Flu Season Nears as COVID Death Rate Hits 170,000

August 18, 2020 — Coronavirus deaths in the United States passed the 170,000 mark on Sunday — by far the most of any country in the world — with health experts saying another surge of coronavirus cases coupled with the impending flu season could create a deadly “twindemic.”
Worldwide there have been about 776,000 coronavirus-related deaths, Johns Hopkins University says. Following the United States in the number of deaths is Brazil with 108,000.

In an interview with WebMD, CDC Director Robert Redfield MD said the United States could be facing the “worst fall” that “we’ve ever had” because of the overlap between the COVID-19 pandemic and flu season.
That’s one reason health experts are encouraging people to get flu shots. Flu vaccinations won’t prevent a person from getting the coronavirus, but could help ease the strain on medical resources.
“Flu vaccines have been shown to reduce the risk of flu illness, hospitalization and death,” the CDC says. “Getting a flu vaccine this fall will be more important than ever, not only to reduce your risk from flu but also to help conserve potentially scarce health care resources.”
The FDA has given emergency authorization for a test that will check for A and B type seasonal flu viruses and COVID-19 at the same time, the CDC says.
“Testing for these viruses at the same time will give public health officials important information about how flu and COVID-19 are spreading and what prevention steps should be taken,” the CDC says.
Manufacturers have projected they’ll produce 194-198 million doses of flu vaccine for the 2020-21 flu season, the CDC says. A record 175 million doses were produced during the 2019-2020 flu season.
The 2020-21 flu season was relatively mild. In preliminary estimates, the CDC says 24,000 to 62,000 deaths occurred during that flu season, with 410,000 to 740,000 hospitalizations.
The flu season occurs in the fall and the winter with peaks between December and February, according to the CDC. 
Organizations are being encouraged to urge their employees to get vaccinated.

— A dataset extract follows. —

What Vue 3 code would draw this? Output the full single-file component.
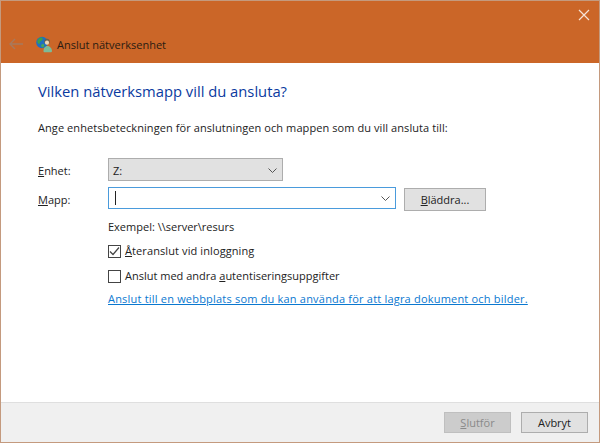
<template>
  <div class="dialog">
    <header class="titlebar">
      <button class="close" aria-label="Stäng">
        <svg width="12" height="12" viewBox="0 0 12 12"><path d="M1 1l10 10M11 1L1 11" stroke="#f6e3d6" stroke-width="1.2" fill="none" /></svg>
      </button>
      <div class="title-row">
        <svg class="back" width="14" height="12" viewBox="0 0 14 12"><path d="M6 1L1 6l5 5M1 6h13" stroke="#a8795c" stroke-width="1.4" fill="none" /></svg>
        <svg class="net-icon" width="17" height="17" viewBox="0 0 17 17">
          <circle cx="6" cy="6.500" r="5.800" fill="#1f6fc0" />
          <path d="M1.500 4.500C3 1.500 5 1 6.500 2c.8 1.500-.8 2.500-1.800 3.300S3.800 8.500 2.800 8C1.600 7.300 1 6 1.500 4.500z" fill="#3aa04a" />
          <path d="M5.500 8.500c1.500-1 2.800-.5 2.800 1s-1.300 2.300-2.200 1.800-1.400-2-.6-2.800z" fill="#46a858" />
          <path d="M8.300 5.500c0-1.800 1.200-2.800 2.700-2.800s2.800 1 2.800 2.800v1.700H8.300z" fill="#6b5f4c" />
          <circle cx="11" cy="6.700" r="2.100" fill="#ecd6b6" />
          <path d="M7.500 15.500c0-3.200 1.400-5.500 3.700-5.500s4.800 2 4.800 5c0 .8-.6 1.300-1.400 1.300H8.700c-.7 0-1.200-.3-1.200-.8z" fill="#7dbb98" />
        </svg>
        <span class="title-text">Anslut nätverksenhet</span>
      </div>
    </header>

    <main class="content">
      <h1 class="heading">Vilken nätverksmapp vill du ansluta?</h1>
      <p class="desc">Ange enhetsbeteckningen för anslutningen och mappen som du vill ansluta till:</p>

      <div class="form">
        <div class="row row-drive">
          <label class="field-label"><u>E</u>nhet:</label>
          <div class="select">
            <span>Z:</span>
            <svg width="9" height="5" viewBox="0 0 9 5"><path d="M.5.500L4.500 4.500 8.500.500" stroke="#555" fill="none" /></svg>
          </div>
        </div>
        <div class="row row-folder">
          <label class="field-label"><u>M</u>app:</label>
          <div class="combo">
            <span class="caret"></span>
            <svg width="9" height="5" viewBox="0 0 9 5"><path d="M.5.500L4.500 4.500 8.500.500" stroke="#555" fill="none" /></svg>
          </div>
          <button class="btn browse"><u>B</u>läddra...</button>
        </div>

        <div class="options">
          <div class="example">Exempel: \\server\resurs</div>
          <div class="check check-first">
            <span class="box">
              <svg width="11" height="11" viewBox="0 0 11 11"><path d="M1 5.500L4 8.500 10 1.500" stroke="#444" stroke-width="1.200" fill="none" /></svg>
            </span>
            <span class="spaced"><u>Å</u>teranslut vid inloggning</span>
          </div>
          <div class="check check-second">
            <span class="box"></span>
            <span>Anslut med andra <u>a</u>utentiseringsuppgifter</span>
          </div>
          <a class="link" href="#">Anslut till en webbplats som du kan använda för att lagra dokument och bilder.</a>
        </div>
      </div>
    </main>

    <footer class="footer">
      <button class="btn action disabled"><u>S</u>lutför</button>
      <button class="btn action">Avbryt</button>
    </footer>
  </div>
</template>

<script setup>
</script>

<style>
html, body {
  margin: 0;
  background: #fff;
}
</style>

<style scoped>
.dialog {
  width: 600px;
  height: 443px;
  box-sizing: border-box;
  border: 1px solid #c49a7e;
  display: flex;
  flex-direction: column;
  font-family: "Open Sans", "Noto Sans", sans-serif;
  font-size: 11px;
  color: #222;
  background: #fff;
  overflow: hidden;
}
.titlebar {
  height: 62px;
  flex: none;
  background: #cb6628;
  position: relative;
  display: flex;
  align-items: flex-end;
}
.close {
  position: absolute;
  top: 8px;
  right: 9px;
  width: 12px;
  height: 12px;
  padding: 0;
  border: 0;
  background: none;
  display: flex;
}
.title-row {
  display: flex;
  align-items: center;
  height: 28px;
  margin-bottom: 5px;
  padding-left: 8px;
}
.back {
  margin-right: 13px;
}
.net-icon {
  margin-right: 4px;
}
.title-text {
  color: #2a1c12;
  font-size: 11px;
}
.content {
  flex: 1;
  padding: 0 0 0 37px;
  min-height: 0;
}
.heading {
  margin: 17px 0 0;
  font-size: 14.76px;
  line-height: 22px;
  font-weight: 400;
  color: #0a3aa0;
}
.desc {
  margin: 18px 0 0;
  line-height: 16px;
  letter-spacing: 0.08px;
}
.form {
  margin-top: 22px;
}
.row {
  display: flex;
  align-items: flex-start;
}
.row-folder {
  margin-top: 6px;
}
.field-label {
  width: 70px;
  flex: none;
  padding-top: 5px;
  line-height: 16px;
}
.select {
  width: 175px;
  height: 23px;
  box-sizing: border-box;
  border: 1px solid #adadad;
  background: #e1e1e1;
  display: flex;
  align-items: center;
  justify-content: space-between;
  padding: 1px 5px 0 4px;
}
.combo {
  width: 288px;
  height: 22px;
  box-sizing: border-box;
  border: 1px solid #4a9bdc;
  background: #fff;
  display: flex;
  align-items: center;
  justify-content: space-between;
  padding: 0 5px 0 6px;
}
.caret {
  width: 1px;
  height: 14px;
  background: #222;
}
.btn {
  box-sizing: border-box;
  border: 1px solid #adadad;
  background: #e1e1e1;
  font: inherit;
  color: #222;
  padding: 0;
}
.browse {
  width: 82px;
  height: 23px;
  margin: 1px 0 0 8px;
}
.options {
  padding-left: 70px;
  margin-top: 8px;
}
.example {
  line-height: 16px;
}
.check {
  display: flex;
  align-items: center;
  line-height: 16px;
  gap: 4px;
}
.spaced {
  letter-spacing: 0.1px;
}
.check-first {
  margin-top: 8px;
}
.check-second {
  margin-top: 9px;
}
.box {
  width: 13px;
  height: 13px;
  box-sizing: border-box;
  border: 1px solid #444;
  background: #fff;
  display: flex;
  align-items: center;
  justify-content: center;
}
.link {
  display: block;
  margin-top: 7px;
  line-height: 16px;
  color: #0a78d0;
  text-decoration: underline;
  white-space: nowrap;
  letter-spacing: 0.2px;
}
.footer {
  height: 40px;
  flex: none;
  box-sizing: border-box;
  border-top: 1px solid #dfdfdf;
  background: #f0f0f0;
  display: flex;
  justify-content: flex-end;
  align-items: flex-start;
  gap: 10px;
  padding: 9px 11px 0 0;
}
.action {
  width: 67px;
  height: 21px;
}
.disabled {
  background: #cccccc;
  border-color: #bfbfbf;
  color: #8a8a8a;
}
</style>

The University of California system has gone further and requires all employees and students to have flu shots by Nov. 1.
COVID-19 and the flu share some symptoms, but with the flu it’s less common to have breathing problems. COVID-19 tends to come on gradually, while flu symptoms hit hard and fast.
About 20% of people with COVID-19 need hospital care, compared to 1-2% with the flu.